I began my writing career many moons ago when I was studying medicine at the University of Dundee in Scotland. At that time the city was famous for the ‘three J’s’ of Jute, Jam and Journalism. Journalism referred to the publishing firm of D C Thomson, which produced the famous Beano comic and countless other publications.
I submitted a few children’s stories to the People’s Friend, a well known family magazine that is still going strong today. To my surprise and delight they were accepted and I was soon regularly writing stories for the Children’s Corner on the inside back page.
Then once I had graduated I moved to Hull. While I was working in cardiology I learned that the Kingston-upon-Hull telephone exchange had a ‘dial-a-bedtime’ story service. For the cost of a phone call parents could have a short three-minute bedtime story told to their youngsters over the phone. My stories were soon being recorded and heard by youngsters all over the city.
Inevitably, I longed to have my name on the spine of an actual book. It was then that I came across that old adage, ‘write about what you know.’ It is one of the nuggets of writing wisdom, except it is often misinterpreted.
In my case as a medical doctor I assumed that it mean that I should write a medical thriller or maybe a medical romance. My problem was that I worked in medicine and didn’t want to spend my thinking and writing time in medicine as well. So I had several false starts on various non-medical novels, and like most writers I have a drawer full of opening chapters for several books that never saw the light.
Then it dawned on me. It didn’t mean that I had to write exclusively about a medical world, but that I should use my medical knowledge to really make a character stand out and be believable. Or I should be able to drip in details about drugs, operations, or snippets of medical history, to give the work authenticity. And that is just what I did in my first western novel Raw Deal at Pasco Springs.
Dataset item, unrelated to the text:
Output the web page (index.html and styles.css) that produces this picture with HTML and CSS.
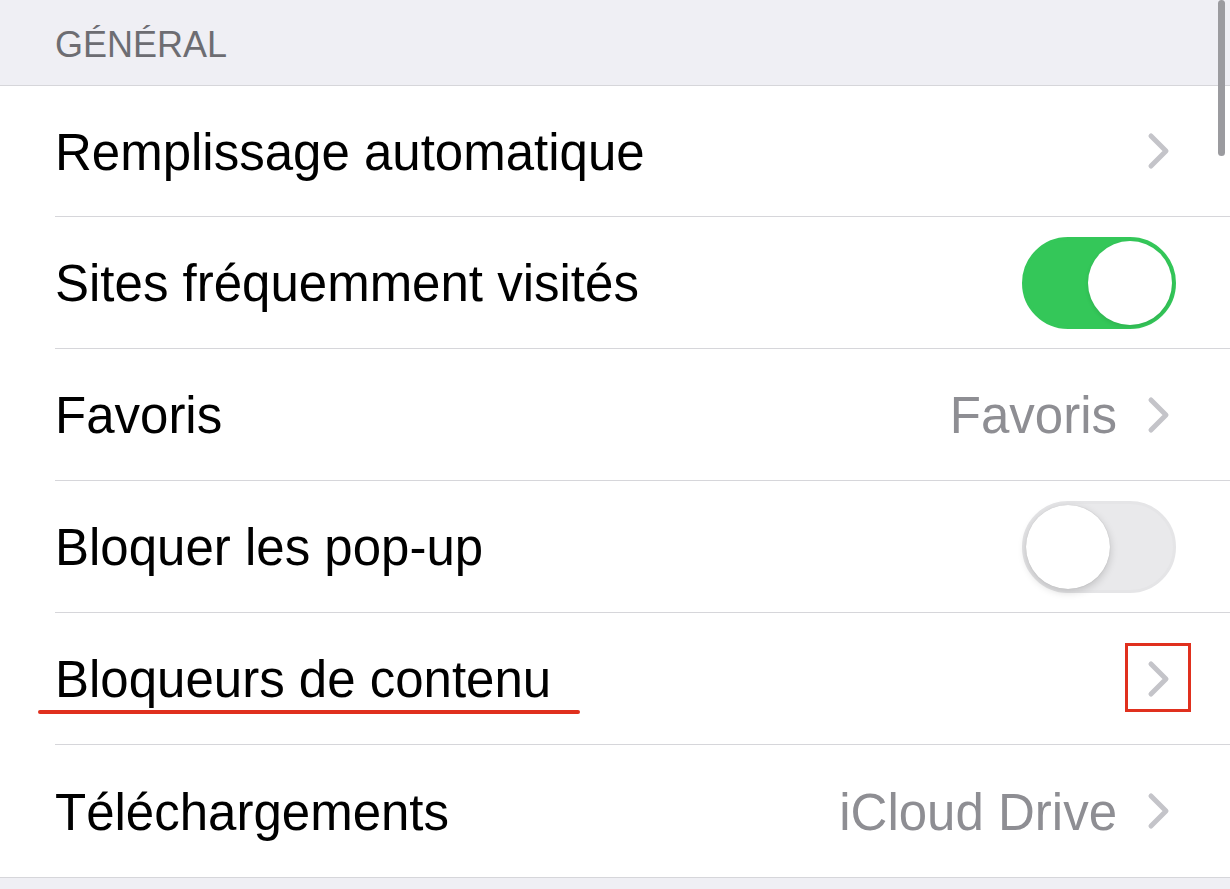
FILE: index.html
```html
<!DOCTYPE html>
<html lang="fr">
<head>
    <meta charset="UTF-8">
    <title>Réglages - Safari</title>
    <link rel="stylesheet" href="styles.css">
</head>
<body>
    <div class="scroll-thumb"></div>
    <div class="section-header">GÉNÉRAL</div>
    <ul class="group">
        <li class="row">
            <span class="label">Remplissage automatique</span>
            <span class="accessory">
                <svg class="chevron" viewBox="0 0 24 38"><path d="M4 4 L19 19 L4 34"/></svg>
            </span>
        </li>
        <li class="row">
            <span class="label">Sites fréquemment visités</span>
            <span class="switch on"><span class="knob"></span></span>
        </li>
        <li class="row">
            <span class="label">Favoris</span>
            <span class="accessory">
                <span class="value">Favoris</span>
                <svg class="chevron" viewBox="0 0 24 38"><path d="M4 4 L19 19 L4 34"/></svg>
            </span>
        </li>
        <li class="row">
            <span class="label">Bloquer les pop-up</span>
            <span class="switch"><span class="knob"></span></span>
        </li>
        <li class="row">
            <span class="label">Bloqueurs de contenu</span>
            <span class="mark-line"></span>
            <span class="accessory">
                <span class="mark-box"></span>
                <svg class="chevron" viewBox="0 0 24 38"><path d="M4 4 L19 19 L4 34"/></svg>
            </span>
        </li>
        <li class="row">
            <span class="label">Téléchargements</span>
            <span class="accessory">
                <span class="value">iCloud Drive</span>
                <svg class="chevron" viewBox="0 0 24 38"><path d="M4 4 L19 19 L4 34"/></svg>
            </span>
        </li>
    </ul>
</body>
</html>
```

FILE: styles.css
```css
:root {
    --bg: #efeff4;
    --sep: #d6d6da;
    --text: #000;
    --grey-text: #6d6d72;
    --value: #8e8e93;
    --chevron: #c4c4c9;
    --green: #34c759;
    --red: #e0301e;
}
* { box-sizing: border-box; }
body {
    margin: 0;
    background: var(--bg);
    font-family: "Liberation Sans", Arial, sans-serif;
    color: var(--text);
    height: 889px;
    overflow: hidden;
    position: relative;
}
.section-header {
    height: 86px;
    padding: 24px 0 0 55px;
    font-size: 36px;
    color: var(--grey-text);
    border-bottom: 1px solid var(--sep);
}
.group {
    list-style: none;
    margin: 0;
    padding: 0;
    background: #fff;
    border-bottom: 1px solid var(--sep);
}
.row {
    position: relative;
    display: flex;
    align-items: center;
    justify-content: space-between;
    height: 132px;
    margin-left: 55px;
    padding-right: 54px;
    border-bottom: 1px solid var(--sep);
}
.row:first-child {
    height: 131px;
}
.row:last-child {
    border-bottom: none;
}
.label {
    font-size: 51px;
    padding-top: 2px;
}
.accessory {
    position: relative;
    display: flex;
    align-items: center;
    gap: 30px;
}
.value {
    font-size: 51px;
    color: var(--value);
    padding-top: 2px;
}
.chevron {
    width: 24px;
    height: 38px;
    margin-right: 5px;
}
.chevron path {
    fill: none;
    stroke: var(--chevron);
    stroke-width: 5;
    stroke-linecap: round;
    stroke-linejoin: round;
}
.switch {
    position: relative;
    width: 154px;
    height: 92px;
    border-radius: 46px;
    background: #e9e9eb;
    border: 3px solid #e5e5e7;
}
.switch .knob {
    position: absolute;
    top: 1px;
    left: 1px;
    width: 84px;
    height: 84px;
    border-radius: 50%;
    background: #fff;
    box-shadow: 0 3px 8px rgba(0,0,0,0.18), 0 0 1px rgba(0,0,0,0.2);
}
.switch.on {
    background: var(--green);
    border-color: var(--green);
}
.switch.on .knob {
    left: auto;
    right: 1px;
    box-shadow: 0 2px 4px rgba(0,0,0,0.1);
}
.mark-line {
    position: absolute;
    left: -17px;
    top: 97px;
    width: 542px;
    height: 4px;
    border-radius: 2px;
    background: var(--red);
}
.mark-box {
    position: absolute;
    right: -15px;
    top: -17px;
    width: 66px;
    height: 69px;
    border: 3px solid var(--red);
}
.scroll-thumb {
    position: absolute;
    top: 0;
    right: 5px;
    width: 7px;
    height: 156px;
    border-radius: 4px;
    background: #9b9b9f;
    z-index: 2;
}
```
I did the same with several other westerns before turning to crime!
I began by creating West Uist, an island in the Outer Hebrides of Scotland and peopled it with believable characters, including the local doctor, who doubles as a police surgeon. On the island my detective, Inspector Torquil McKinnon can solve crimes using his brains rather than depending upon forensic science and DNA. Yet in The Gathering Murders, the first novel in the series there is still plenty of medicine peppering the plot.
Crossing one genre gives you the confidence to do it again. The bridge that I use is medicine. I am able to create believable medical situations. For example, I write collaborative western novels with some other writers in the USA. We have created a town called Wolf Creek and each collaborator writes one or two chapters per novel from the viewpoint of his or her character.
My character is Dr Logan Munro the town doctor, who extracts bullets, sets broken bones and delivers babies. Similarly, I use my knowledge of the history of medicine in my historical novels, The Pardoner’s Crime and The Fool’s Folly, which are set in the thirteenth and fourteenth centuries.
Essentially, my message is that you don’t have to set your story in your relevant world. What you can do is drop in a character that shows your expertise. That is my interpretation of the axiom ‘write about what you know.’